Posted to user@hive.apache.org by Ibrahim Yakti <iy...@souq.com> on 2013/01/08 13:45:32 UTC
Mapping HBase table in Hive
Hello,
suppose I have the following table (orders) in MySQL:
*************************** 1. row ***************************
Field: id
Type: int(10) unsigned
Null: NO
Key: PRI
Default: NULL
Extra: auto_increment
*************************** 2. row ***************************
Field: value
Type: int(10) unsigned
Null: NO
Key:
Default: NULL
Extra:
*************************** 3. row ***************************
Field: date_lastchange
Type: timestamp
Null: NO
Key:
Default: CURRENT_TIMESTAMP
Extra: on update CURRENT_TIMESTAMP
*************************** 4. row ***************************
Field: date_inserted
Type: timestamp
Null: NO
Key:
Default: 0000-00-00 00:00:00
I imported it into HBase with column family "id"
I want to create an external table in Hive to query the HBase table, I am
not able to get the mapping parameters (*hbase.columns.mapping*), it is
confusing, if anybody can explain it to me please. I used the following
query:
CREATE EXTERNAL TABLE hbase_orders(id bigint, value bigint, date_lastchange
string, date_inserted string) STORED BY
'org.apache.hadoop.hive.hbase.HBaseStorageHandler' WITH SERDEPROPERTIES
("hbase.columns.mapping" = " ? ? ? ? ? ?") TBLPROPERTIES ("hbase.table.name"
= "orders");
Is there any way to build the Hive tables automatically or I should go with
the same process with each table?
Thanks in advanced.
--
Ibrahim
Re: Mapping HBase table in Hive
Posted by Ibrahim Yakti <iy...@souq.com>.
Thanks Bejoy,
Seems it worked, in the mapping of the column family I used ":key" and
that's it, in addition as per some articles there should be no spaces in
mapping, below is the create table sample:
CREATE EXTERNAL TABLE hbase_orders(id bigint, value bigint, date_lastchange
> string, date_inserted string) STORED BY
> 'org.apache.hadoop.hive.hbase.HBaseStorageHandler' WITH SERDEPROPERTIES
> ("hbase.columns.mapping" =
> ":key,date_inserted:bigint,date_lastchange:string,value:string")
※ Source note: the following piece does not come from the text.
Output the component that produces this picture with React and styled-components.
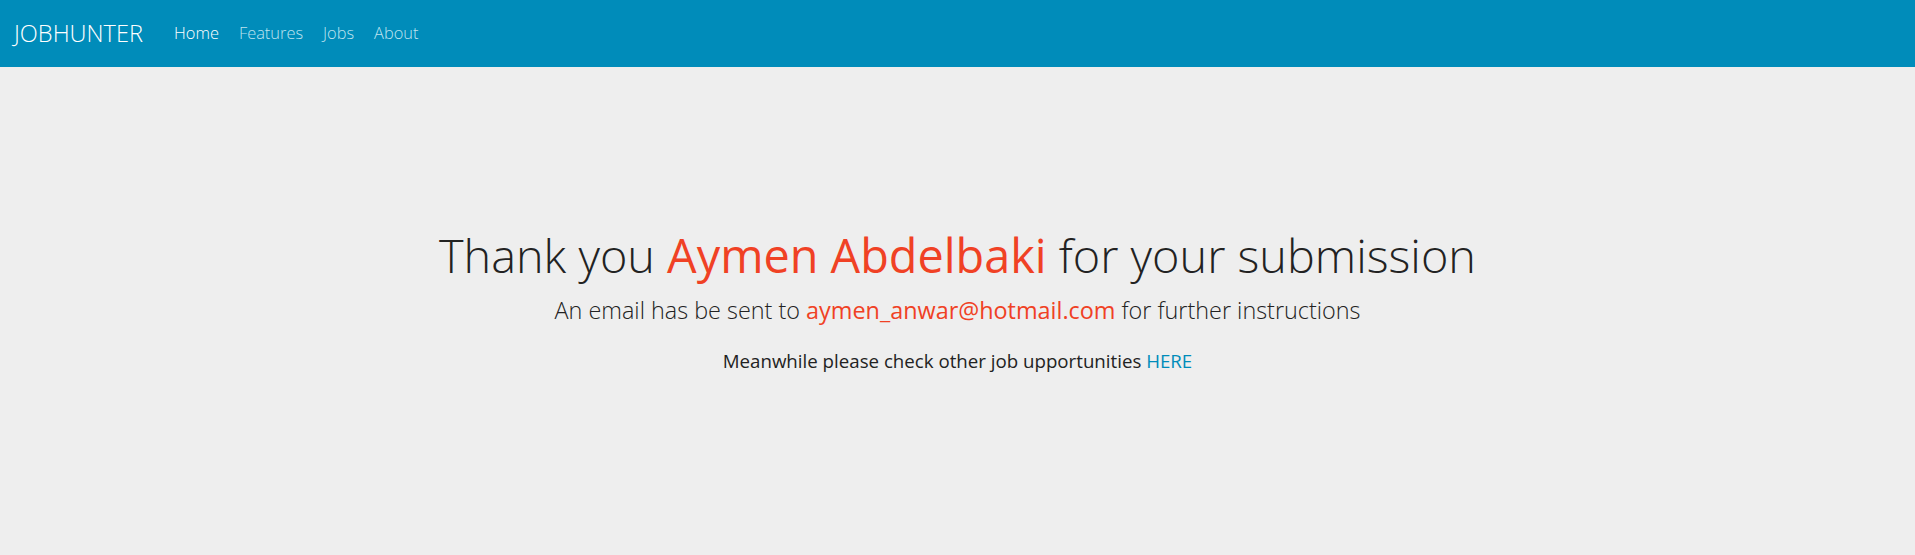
import React from 'react'
import styled, { createGlobalStyle } from 'styled-components'

const GlobalStyle = createGlobalStyle`
    html, body {
        margin: 0;
        padding: 0;
        background: #eeeeee;
        font-family: "Open Sans", "Liberation Sans", sans-serif;
        color: #222222;
    }
`

const Page = styled.div`
    min-height: 555px;
    background: #eeeeee;
`

const Navbar = styled.nav`
    height: 67px;
    background: #008cba;
    display: flex;
    align-items: center;
    padding: 0 14px;
    box-sizing: border-box;
`

const Brand = styled.a`
    font-size: 23.6px;
    font-weight: 300;
    color: #ffffff;
    text-decoration: none;
    margin-right: 21px;
    margin-top: -2px;
`

const NavList = styled.ul`
    list-style-type: none;
    display: flex;
    margin: -2px 0 0;
    padding: 0;
`

const NavLink = styled.a`
    display: block;
    padding: 0 10px;
    font-size: 16.4px;
    font-weight: 300;
    text-decoration: none;
    color: ${props => (props.$active ? '#ffffff' : '#bfe3ef')};
`

const Main = styled.main`
    padding-top: 163px;
    text-align: center;
`

const Title = styled.h1`
    margin: 0;
    font-size: 46.8px;
    font-weight: 300;
    line-height: 1.1;
    color: #222222;
`

const Subtitle = styled.h3`
    margin: 17px 0 0;
    font-size: 23.4px;
    font-weight: 300;
    line-height: 1.1;
    color: #222222;
`

const Note = styled.p`
    margin: 24px 0 0;
    font-size: 18.7px;
    font-weight: 400;
    line-height: 1.4;
    color: #222222;
`

const Highlight = styled.span`
    color: #f04124;
    font-weight: 400;
`

const HereLink = styled.a`
    color: #008cba;
    text-decoration: none;
`

const links = ['Home', 'Features', 'Jobs', 'About']

const App = () => {
    return (
        <Page>
            <GlobalStyle />
            <Navbar>
                <Brand href="#">JOBHUNTER</Brand>
                <NavList>
                    {links.map((label, i) => (
                        <li key={label}>
                            <NavLink href="#" $active={i === 0}>{label}</NavLink>
                        </li>
                    ))}
                </NavList>
            </Navbar>

            <Main>
                <Title>
                    Thank you <Highlight>Aymen Abdelbaki</Highlight> for your submission
                </Title>
                <Subtitle>
                    An email has be sent to <Highlight>aymen_anwar@hotmail.com</Highlight> for further instructions
                </Subtitle>
                <Note>
                    Meanwhile please check other job upportunities <HereLink href="#">HERE</HereLink>
                </Note>
            </Main>
        </Page>
    )
}

export default App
> TBLPROPERTIES ("hbase.table.name" = "orders");
>
Thanks.
--
Ibrahim
On Sun, Jan 13, 2013 at 12:23 PM, <be...@yahoo.com> wrote:
> **
> Hi Ibrahim.
>
> SQOOP is used to import data from rdbms to hbase in your case.
>
> Please get the schema from hbase for your corresponding table and post it
> here.
>
> We can point out how your mapping could be.
>
> Regards
> Bejoy KS
>
> Sent from remote device, Please excuse typos
> ------------------------------
> *From: * Ibrahim Yakti <iy...@souq.com>
> *Date: *Sun, 13 Jan 2013 11:22:51 +0300
> *To: *user<us...@hive.apache.org>
> *ReplyTo: * user@hive.apache.org
> *Subject: *Re: Mapping HBase table in Hive
>
> Thanks Bejoy,
>
> what do you mean by:
>
>> If you need to map a full CF to a hive column, the data type of the hive
>> column should be a Map.
>>
>
> suppose I used sqoop to move data from mysql to hbase and used id as a
> column family, all the other columns will be QF then, right?
>
> The integration document is not clear, I think it needs more clarification
> or maybe I am still missing something.
>
> --
> Ibrahim
>
>
> On Tue, Jan 8, 2013 at 9:35 PM, <be...@yahoo.com> wrote:
>
>> data type of
>
>
>
Re: Mapping HBase table in Hive
Posted by be...@yahoo.com.
Hi Ibrahim.
SQOOP is used to import data from rdbms to hbase in your case.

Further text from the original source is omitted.